Write the listing below out again exactly, dropping the images.

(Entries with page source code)
--*--

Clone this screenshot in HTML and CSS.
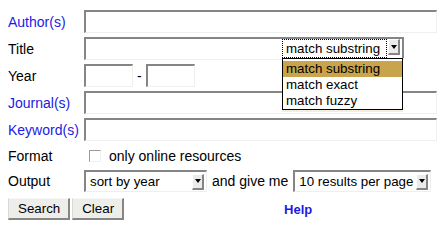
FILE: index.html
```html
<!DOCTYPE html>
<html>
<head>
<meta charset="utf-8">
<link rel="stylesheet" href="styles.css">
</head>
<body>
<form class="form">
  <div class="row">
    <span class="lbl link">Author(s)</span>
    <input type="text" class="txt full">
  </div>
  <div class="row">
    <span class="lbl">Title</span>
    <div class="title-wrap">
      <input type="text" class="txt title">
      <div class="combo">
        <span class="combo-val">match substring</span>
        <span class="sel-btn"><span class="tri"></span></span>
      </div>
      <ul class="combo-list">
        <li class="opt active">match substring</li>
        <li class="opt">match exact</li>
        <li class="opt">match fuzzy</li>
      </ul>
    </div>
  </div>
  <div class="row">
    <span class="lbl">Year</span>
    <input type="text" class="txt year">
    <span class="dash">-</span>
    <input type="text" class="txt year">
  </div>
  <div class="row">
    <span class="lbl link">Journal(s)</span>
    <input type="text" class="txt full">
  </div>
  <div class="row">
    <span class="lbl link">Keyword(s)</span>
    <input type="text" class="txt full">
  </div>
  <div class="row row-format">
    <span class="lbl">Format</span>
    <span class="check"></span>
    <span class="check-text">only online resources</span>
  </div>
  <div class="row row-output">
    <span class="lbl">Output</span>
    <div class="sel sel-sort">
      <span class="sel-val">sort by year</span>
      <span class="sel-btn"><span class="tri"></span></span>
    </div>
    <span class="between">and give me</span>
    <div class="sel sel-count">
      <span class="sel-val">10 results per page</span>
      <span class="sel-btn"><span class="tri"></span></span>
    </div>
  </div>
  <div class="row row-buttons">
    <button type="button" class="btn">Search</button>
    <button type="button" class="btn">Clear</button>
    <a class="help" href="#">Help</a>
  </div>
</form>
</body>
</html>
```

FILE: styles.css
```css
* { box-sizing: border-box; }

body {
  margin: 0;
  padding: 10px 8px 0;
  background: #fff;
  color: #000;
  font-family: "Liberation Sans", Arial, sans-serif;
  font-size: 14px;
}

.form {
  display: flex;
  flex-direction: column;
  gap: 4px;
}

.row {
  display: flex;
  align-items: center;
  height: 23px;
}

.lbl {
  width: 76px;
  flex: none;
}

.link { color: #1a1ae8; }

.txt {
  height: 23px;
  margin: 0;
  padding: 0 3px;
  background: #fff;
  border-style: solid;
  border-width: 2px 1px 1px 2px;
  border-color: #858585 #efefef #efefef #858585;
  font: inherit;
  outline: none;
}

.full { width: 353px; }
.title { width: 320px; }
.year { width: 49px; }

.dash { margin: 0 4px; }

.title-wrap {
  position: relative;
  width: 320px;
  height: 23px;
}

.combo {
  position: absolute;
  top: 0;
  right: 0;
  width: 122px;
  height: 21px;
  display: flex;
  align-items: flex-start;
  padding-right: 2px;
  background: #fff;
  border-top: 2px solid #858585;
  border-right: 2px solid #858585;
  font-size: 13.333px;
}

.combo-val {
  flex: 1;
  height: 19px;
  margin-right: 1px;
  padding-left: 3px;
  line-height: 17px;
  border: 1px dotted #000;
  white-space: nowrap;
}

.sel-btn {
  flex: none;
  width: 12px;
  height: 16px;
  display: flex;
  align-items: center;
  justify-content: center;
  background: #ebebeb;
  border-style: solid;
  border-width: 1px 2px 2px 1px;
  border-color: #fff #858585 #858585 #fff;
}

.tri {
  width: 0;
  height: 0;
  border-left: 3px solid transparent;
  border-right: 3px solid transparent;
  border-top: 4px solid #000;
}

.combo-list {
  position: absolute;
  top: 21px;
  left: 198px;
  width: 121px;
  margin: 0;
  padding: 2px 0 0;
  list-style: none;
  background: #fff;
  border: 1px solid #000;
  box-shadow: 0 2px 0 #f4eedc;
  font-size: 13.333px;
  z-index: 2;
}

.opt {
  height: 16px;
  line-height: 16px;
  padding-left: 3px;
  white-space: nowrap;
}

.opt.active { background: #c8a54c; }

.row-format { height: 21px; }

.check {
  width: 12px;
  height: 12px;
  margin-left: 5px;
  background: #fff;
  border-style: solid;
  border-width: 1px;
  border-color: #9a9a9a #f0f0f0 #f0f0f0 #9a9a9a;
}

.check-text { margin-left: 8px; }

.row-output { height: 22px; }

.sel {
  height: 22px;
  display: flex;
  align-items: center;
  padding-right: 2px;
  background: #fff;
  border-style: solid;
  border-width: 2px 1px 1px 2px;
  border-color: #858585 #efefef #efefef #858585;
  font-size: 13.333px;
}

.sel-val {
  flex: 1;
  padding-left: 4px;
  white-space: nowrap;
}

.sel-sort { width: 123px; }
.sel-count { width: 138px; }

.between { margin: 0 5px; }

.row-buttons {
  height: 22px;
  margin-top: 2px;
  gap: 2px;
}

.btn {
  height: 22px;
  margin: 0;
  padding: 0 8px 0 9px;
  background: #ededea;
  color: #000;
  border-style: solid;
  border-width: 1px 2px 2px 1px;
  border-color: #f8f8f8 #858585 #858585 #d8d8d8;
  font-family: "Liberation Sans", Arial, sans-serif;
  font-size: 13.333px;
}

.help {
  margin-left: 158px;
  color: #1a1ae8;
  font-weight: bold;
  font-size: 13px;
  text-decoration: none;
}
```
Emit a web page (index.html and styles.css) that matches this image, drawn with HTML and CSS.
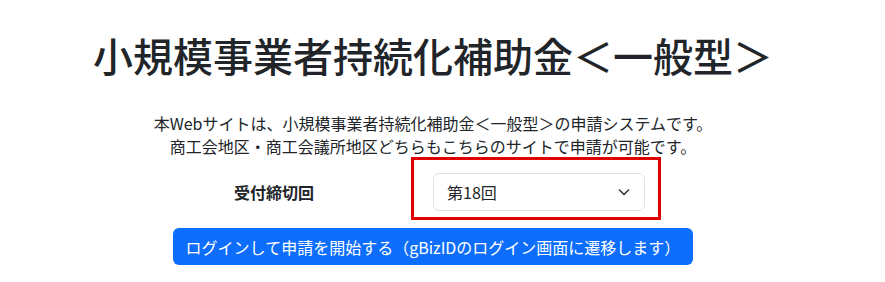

--*--

▶ [Correct result]:
Clone this screenshot in HTML and CSS.
FILE: index.html
```html
<!DOCTYPE html>
<html>
<head>
<meta charset="utf-8">
<link rel="stylesheet" href="styles.css">
</head>
<body>
<form class="form">
  <div class="row">
    <span class="lbl link">Author(s)</span>
    <input type="text" class="txt full">
  </div>
  <div class="row">
    <span class="lbl">Title</span>
    <div class="title-wrap">
      <input type="text" class="txt title">
      <div class="combo">
        <span class="combo-val">match substring</span>
        <span class="sel-btn"><span class="tri"></span></span>
      </div>
      <ul class="combo-list">
        <li class="opt active">match substring</li>
        <li class="opt">match exact</li>
        <li class="opt">match fuzzy</li>
      </ul>
    </div>
  </div>
  <div class="row">
    <span class="lbl">Year</span>
    <input type="text" class="txt year">
    <span class="dash">-</span>
    <input type="text" class="txt year">
  </div>
  <div class="row">
    <span class="lbl link">Journal(s)</span>
    <input type="text" class="txt full">
  </div>
  <div class="row">
    <span class="lbl link">Keyword(s)</span>
    <input type="text" class="txt full">
  </div>
  <div class="row row-format">
    <span class="lbl">Format</span>
    <span class="check"></span>
    <span class="check-text">only online resources</span>
  </div>
  <div class="row row-output">
    <span class="lbl">Output</span>
    <div class="sel sel-sort">
      <span class="sel-val">sort by year</span>
      <span class="sel-btn"><span class="tri"></span></span>
    </div>
    <span class="between">and give me</span>
    <div class="sel sel-count">
      <span class="sel-val">10 results per page</span>
      <span class="sel-btn"><span class="tri"></span></span>
    </div>
  </div>
  <div class="row row-buttons">
    <button type="button" class="btn">Search</button>
    <button type="button" class="btn">Clear</button>
    <a class="help" href="#">Help</a>
  </div>
</form>
</body>
</html>
```

FILE: styles.css
```css
* { box-sizing: border-box; }

body {
  margin: 0;
  padding: 10px 8px 0;
  background: #fff;
  color: #000;
  font-family: "Liberation Sans", Arial, sans-serif;
  font-size: 14px;
}

.form {
  display: flex;
  flex-direction: column;
  gap: 4px;
}

.row {
  display: flex;
  align-items: center;
  height: 23px;
}

.lbl {
  width: 76px;
  flex: none;
}

.link { color: #1a1ae8; }

.txt {
  height: 23px;
  margin: 0;
  padding: 0 3px;
  background: #fff;
  border-style: solid;
  border-width: 2px 1px 1px 2px;
  border-color: #858585 #efefef #efefef #858585;
  font: inherit;
  outline: none;
}

.full { width: 353px; }
.title { width: 320px; }
.year { width: 49px; }

.dash { margin: 0 4px; }

.title-wrap {
  position: relative;
  width: 320px;
  height: 23px;
}

.combo {
  position: absolute;
  top: 0;
  right: 0;
  width: 122px;
  height: 21px;
  display: flex;
  align-items: flex-start;
  padding-right: 2px;
  background: #fff;
  border-top: 2px solid #858585;
  border-right: 2px solid #858585;
  font-size: 13.333px;
}

.combo-val {
  flex: 1;
  height: 19px;
  margin-right: 1px;
  padding-left: 3px;
  line-height: 17px;
  border: 1px dotted #000;
  white-space: nowrap;
}

.sel-btn {
  flex: none;
  width: 12px;
  height: 16px;
  display: flex;
  align-items: center;
  justify-content: center;
  background: #ebebeb;
  border-style: solid;
  border-width: 1px 2px 2px 1px;
  border-color: #fff #858585 #858585 #fff;
}

.tri {
  width: 0;
  height: 0;
  border-left: 3px solid transparent;
  border-right: 3px solid transparent;
  border-top: 4px solid #000;
}

.combo-list {
  position: absolute;
  top: 21px;
  left: 198px;
  width: 121px;
  margin: 0;
  padding: 2px 0 0;
  list-style: none;
  background: #fff;
  border: 1px solid #000;
  box-shadow: 0 2px 0 #f4eedc;
  font-size: 13.333px;
  z-index: 2;
}

.opt {
  height: 16px;
  line-height: 16px;
  padding-left: 3px;
  white-space: nowrap;
}

.opt.active { background: #c8a54c; }

.row-format { height: 21px; }

.check {
  width: 12px;
  height: 12px;
  margin-left: 5px;
  background: #fff;
  border-style: solid;
  border-width: 1px;
  border-color: #9a9a9a #f0f0f0 #f0f0f0 #9a9a9a;
}

.check-text { margin-left: 8px; }

.row-output { height: 22px; }

.sel {
  height: 22px;
  display: flex;
  align-items: center;
  padding-right: 2px;
  background: #fff;
  border-style: solid;
  border-width: 2px 1px 1px 2px;
  border-color: #858585 #efefef #efefef #858585;
  font-size: 13.333px;
}

.sel-val {
  flex: 1;
  padding-left: 4px;
  white-space: nowrap;
}

.sel-sort { width: 123px; }
.sel-count { width: 138px; }

.between { margin: 0 5px; }

.row-buttons {
  height: 22px;
  margin-top: 2px;
  gap: 2px;
}

.btn {
  height: 22px;
  margin: 0;
  padding: 0 8px 0 9px;
  background: #ededea;
  color: #000;
  border-style: solid;
  border-width: 1px 2px 2px 1px;
  border-color: #f8f8f8 #858585 #858585 #d8d8d8;
  font-family: "Liberation Sans", Arial, sans-serif;
  font-size: 13.333px;
}

.help {
  margin-left: 158px;
  color: #1a1ae8;
  font-weight: bold;
  font-size: 13px;
  text-decoration: none;
}
```
Emit a web page (index.html and styles.css) that matches this image, drawn with HTML and CSS.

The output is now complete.